- What you should do -
Word for word, quote all of the material, omitting the pictures.

§

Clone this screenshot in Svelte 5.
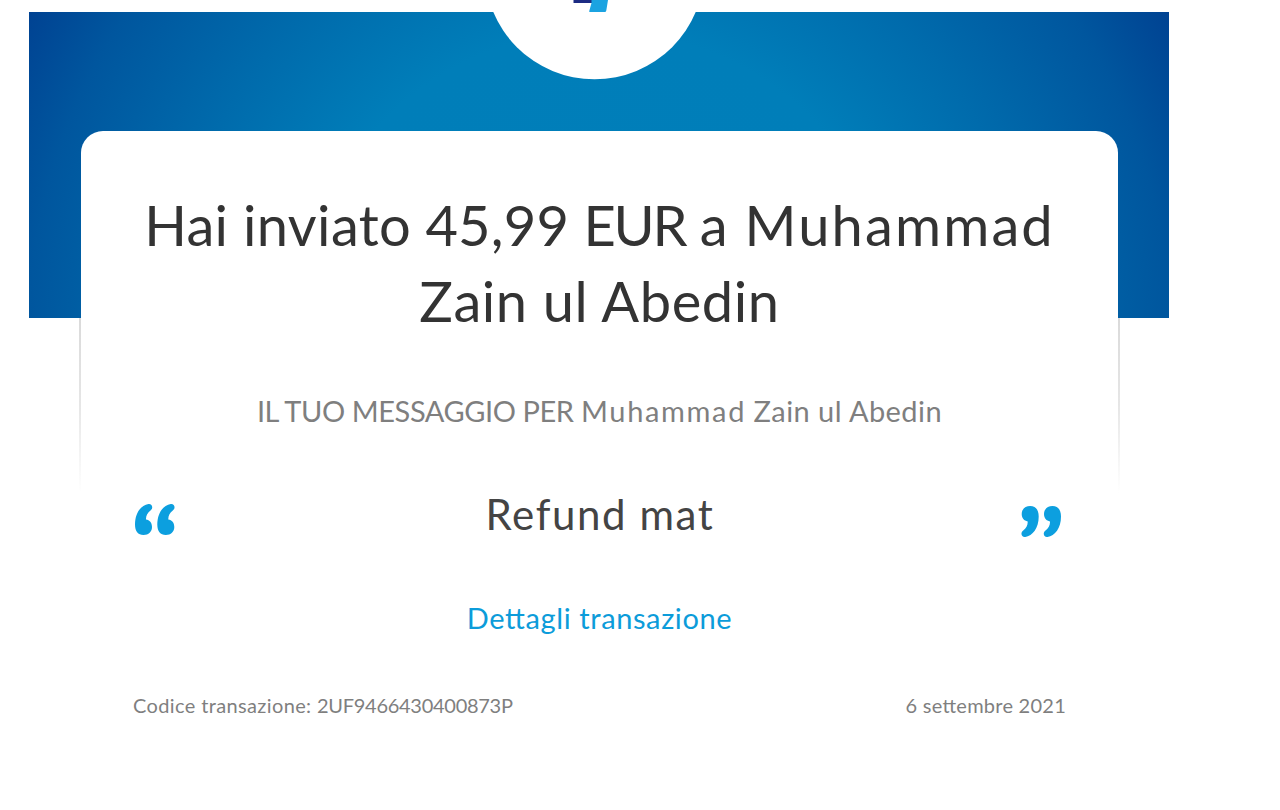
<script>
  const title = [
    [
      { text: 'Hai inviato', spacing: 0.35 },
      { text: '45,99', spacing: 0.2 },
      { text: 'EUR', spacing: -2.2 },
      { text: 'a', spacing: 2.6 },
      { text: 'Muhammad', spacing: 2.15 }
    ],
    [{ text: 'Zain ul Abedin', spacing: 0.6 }]
  ];
  const caption = [
    { text: 'IL TUO MESSAGGIO PER', spacing: -0.42 },
    { text: 'Muhammad', spacing: 1.65 },
    { text: 'Zain ul Abedin', spacing: 0.45 }
  ];
  const comma =
    'M15.5 1C8 2 2 10 2 21.5C2 28 5 32 10.5 32C15.6 32 19 28.6 19 24C19 19.8 16.6 17.2 13 16.6C12.8 12.8 14.5 9.8 17.5 7.6C20.8 5 19 .5 15.5 1Z';
</script>

{#snippet words(list)}
  {#each list as part, i}{#if i > 0}{' '}{/if}<span style="letter-spacing: {part.spacing}px">{part.text}</span>{/each}
{/snippet}

<main class="mail">
  <header class="banner">
    <div class="logo">
      <svg width="220" height="110" viewBox="0 0 220 110" aria-hidden="true">
        <circle cx="110.5" cy="-30.5" r="109.8" fill="#fff" />
        <path d="M89.5 0H108V3H89.5Z" fill="#1c2b83" />
        <path d="M107.5 3V0H124L122.3 10.4Q122 12 120.8 12H105.8Q105 12 105.2 11.2Z" fill="#1ba3e1" />
      </svg>
    </div>
  </header>

  <section class="card">
    <h1>
      {#each title as line}
        <span class="line">{@render words(line)}</span>
      {/each}
    </h1>
    <p class="caption">{@render words(caption)}</p>
    <div class="quote">
      <svg class="mark" width="42" height="34" viewBox="0 0 42 34" aria-hidden="true">
        <g fill="#0c9fdf">
          <path d={comma} />
          <path d={comma} transform="translate(22.3 0)" />
        </g>
      </svg>
      <p class="message">Refund mat</p>
      <svg class="mark close" width="42" height="34" viewBox="0 0 42 34" aria-hidden="true">
        <g fill="#0c9fdf" transform="rotate(180 21 17)">
          <path d={comma} />
          <path d={comma} transform="translate(22.3 0)" />
        </g>
      </svg>
    </div>
    <a class="details" href="#details">Dettagli transazione</a>
    <footer>
      <span class="code">Codice transazione: <span class="id">2UF9466430400873P</span></span>
      <time datetime="2021-09-06">6 settembre 2021</time>
    </footer>
  </section>
</main>

<style>
  :global(body) {
    margin: 0;
    background: #fff;
  }
  .mail {
    box-sizing: border-box;
    width: 1280px;
    height: 810px;
    padding: 12px 111px 0 29px;
    overflow: hidden;
    background: #fff;
    font-family: Lato, 'Noto Sans', sans-serif;
    font-feature-settings: 'liga' 1;
  }
  .banner {
    height: 306px;
    background: radial-gradient(ellipse 655px 655px at 570px 320px, #007fba 0, #007eb9 46%, #006bac 66%, #00569e 87%, #004292 100%);
  }
  .logo {
    width: 220px;
    height: 110px;
    margin: 0 auto;
    position: relative;
    top: -12px;
    left: -5px;
  }
  .logo svg {
    display: block;
  }
  .card {
    box-sizing: border-box;
    position: relative;
    width: 1037px;
    height: 640px;
    margin: -187px 0 0 52px;
    padding: 56px 52px 0;
    border-radius: 22px;
    background: #fff;
    text-align: center;
  }
  .card::before,
  .card::after {
    content: '';
    position: absolute;
    top: 187px;
    width: 2px;
    height: 175px;
    background: linear-gradient(#dadada, #e6e6e6 50%, #fff);
  }
  .card::before {
    left: -2px;
  }
  .card::after {
    right: -2px;
  }
  h1,
  p {
    margin: 0;
    font-weight: 400;
  }
  h1 {
    font-size: 56px;
    line-height: 76px;
    color: #333;
    white-space: nowrap;
  }
  .line {
    display: block;
  }
  .caption {
    margin-top: 52px;
    font-size: 29px;
    line-height: 40px;
    color: #7f7f7f;
    white-space: nowrap;
  }
  .quote {
    display: flex;
    justify-content: space-between;
    margin-top: 55px;
    height: 56px;
  }
  .mark {
    margin-top: 17px;
  }
  .close {
    margin: 18px 3px 0 0;
  }
  .message {
    padding-left: 4px;
    font-size: 42px;
    line-height: 56px;
    letter-spacing: 1.6px;
    color: #444;
  }
  .details {
    display: block;
    margin-top: 56px;
    font-size: 29px;
    line-height: 40px;
    letter-spacing: 0.6px;
    color: #0c9cda;
    text-decoration: none;
  }
  footer {
    display: flex;
    justify-content: space-between;
    margin-top: 53px;
    font-size: 20px;
    line-height: 28px;
    color: #7f7f7f;
  }
  .code {
    letter-spacing: 0.37px;
  }
  time {
    letter-spacing: 0.25px;
  }
  .id {
    letter-spacing: -0.28px;
  }
</style>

§

- Exercise answer -
Clone this screenshot in Svelte 5.
<script>
  const title = [
    [
      { text: 'Hai inviato', spacing: 0.35 },
      { text: '45,99', spacing: 0.2 },
      { text: 'EUR', spacing: -2.2 },
      { text: 'a', spacing: 2.6 },
      { text: 'Muhammad', spacing: 2.15 }
    ],
    [{ text: 'Zain ul Abedin', spacing: 0.6 }]
  ];
  const caption = [
    { text: 'IL TUO MESSAGGIO PER', spacing: -0.42 },
    { text: 'Muhammad', spacing: 1.65 },
    { text: 'Zain ul Abedin', spacing: 0.45 }
  ];
  const comma =
    'M15.5 1C8 2 2 10 2 21.5C2 28 5 32 10.5 32C15.6 32 19 28.6 19 24C19 19.8 16.6 17.2 13 16.6C12.8 12.8 14.5 9.8 17.5 7.6C20.8 5 19 .5 15.5 1Z';
</script>

{#snippet words(list)}
  {#each list as part, i}{#if i > 0}{' '}{/if}<span style="letter-spacing: {part.spacing}px">{part.text}</span>{/each}
{/snippet}

<main class="mail">
  <header class="banner">
    <div class="logo">
      <svg width="220" height="110" viewBox="0 0 220 110" aria-hidden="true">
        <circle cx="110.5" cy="-30.5" r="109.8" fill="#fff" />
        <path d="M89.5 0H108V3H89.5Z" fill="#1c2b83" />
        <path d="M107.5 3V0H124L122.3 10.4Q122 12 120.8 12H105.8Q105 12 105.2 11.2Z" fill="#1ba3e1" />
      </svg>
    </div>
  </header>

  <section class="card">
    <h1>
      {#each title as line}
        <span class="line">{@render words(line)}</span>
      {/each}
    </h1>
    <p class="caption">{@render words(caption)}</p>
    <div class="quote">
      <svg class="mark" width="42" height="34" viewBox="0 0 42 34" aria-hidden="true">
        <g fill="#0c9fdf">
          <path d={comma} />
          <path d={comma} transform="translate(22.3 0)" />
        </g>
      </svg>
      <p class="message">Refund mat</p>
      <svg class="mark close" width="42" height="34" viewBox="0 0 42 34" aria-hidden="true">
        <g fill="#0c9fdf" transform="rotate(180 21 17)">
          <path d={comma} />
          <path d={comma} transform="translate(22.3 0)" />
        </g>
      </svg>
    </div>
    <a class="details" href="#details">Dettagli transazione</a>
    <footer>
      <span class="code">Codice transazione: <span class="id">2UF9466430400873P</span></span>
      <time datetime="2021-09-06">6 settembre 2021</time>
    </footer>
  </section>
</main>

<style>
  :global(body) {
    margin: 0;
    background: #fff;
  }
  .mail {
    box-sizing: border-box;
    width: 1280px;
    height: 810px;
    padding: 12px 111px 0 29px;
    overflow: hidden;
    background: #fff;
    font-family: Lato, 'Noto Sans', sans-serif;
    font-feature-settings: 'liga' 1;
  }
  .banner {
    height: 306px;
    background: radial-gradient(ellipse 655px 655px at 570px 320px, #007fba 0, #007eb9 46%, #006bac 66%, #00569e 87%, #004292 100%);
  }
  .logo {
    width: 220px;
    height: 110px;
    margin: 0 auto;
    position: relative;
    top: -12px;
    left: -5px;
  }
  .logo svg {
    display: block;
  }
  .card {
    box-sizing: border-box;
    position: relative;
    width: 1037px;
    height: 640px;
    margin: -187px 0 0 52px;
    padding: 56px 52px 0;
    border-radius: 22px;
    background: #fff;
    text-align: center;
  }
  .card::before,
  .card::after {
    content: '';
    position: absolute;
    top: 187px;
    width: 2px;
    height: 175px;
    background: linear-gradient(#dadada, #e6e6e6 50%, #fff);
  }
  .card::before {
    left: -2px;
  }
  .card::after {
    right: -2px;
  }
  h1,
  p {
    margin: 0;
    font-weight: 400;
  }
  h1 {
    font-size: 56px;
    line-height: 76px;
    color: #333;
    white-space: nowrap;
  }
  .line {
    display: block;
  }
  .caption {
    margin-top: 52px;
    font-size: 29px;
    line-height: 40px;
    color: #7f7f7f;
    white-space: nowrap;
  }
  .quote {
    display: flex;
    justify-content: space-between;
    margin-top: 55px;
    height: 56px;
  }
  .mark {
    margin-top: 17px;
  }
  .close {
    margin: 18px 3px 0 0;
  }
  .message {
    padding-left: 4px;
    font-size: 42px;
    line-height: 56px;
    letter-spacing: 1.6px;
    color: #444;
  }
  .details {
    display: block;
    margin-top: 56px;
    font-size: 29px;
    line-height: 40px;
    letter-spacing: 0.6px;
    color: #0c9cda;
    text-decoration: none;
  }
  footer {
    display: flex;
    justify-content: space-between;
    margin-top: 53px;
    font-size: 20px;
    line-height: 28px;
    color: #7f7f7f;
  }
  .code {
    letter-spacing: 0.37px;
  }
  time {
    letter-spacing: 0.25px;
  }
  .id {
    letter-spacing: -0.28px;
  }
</style>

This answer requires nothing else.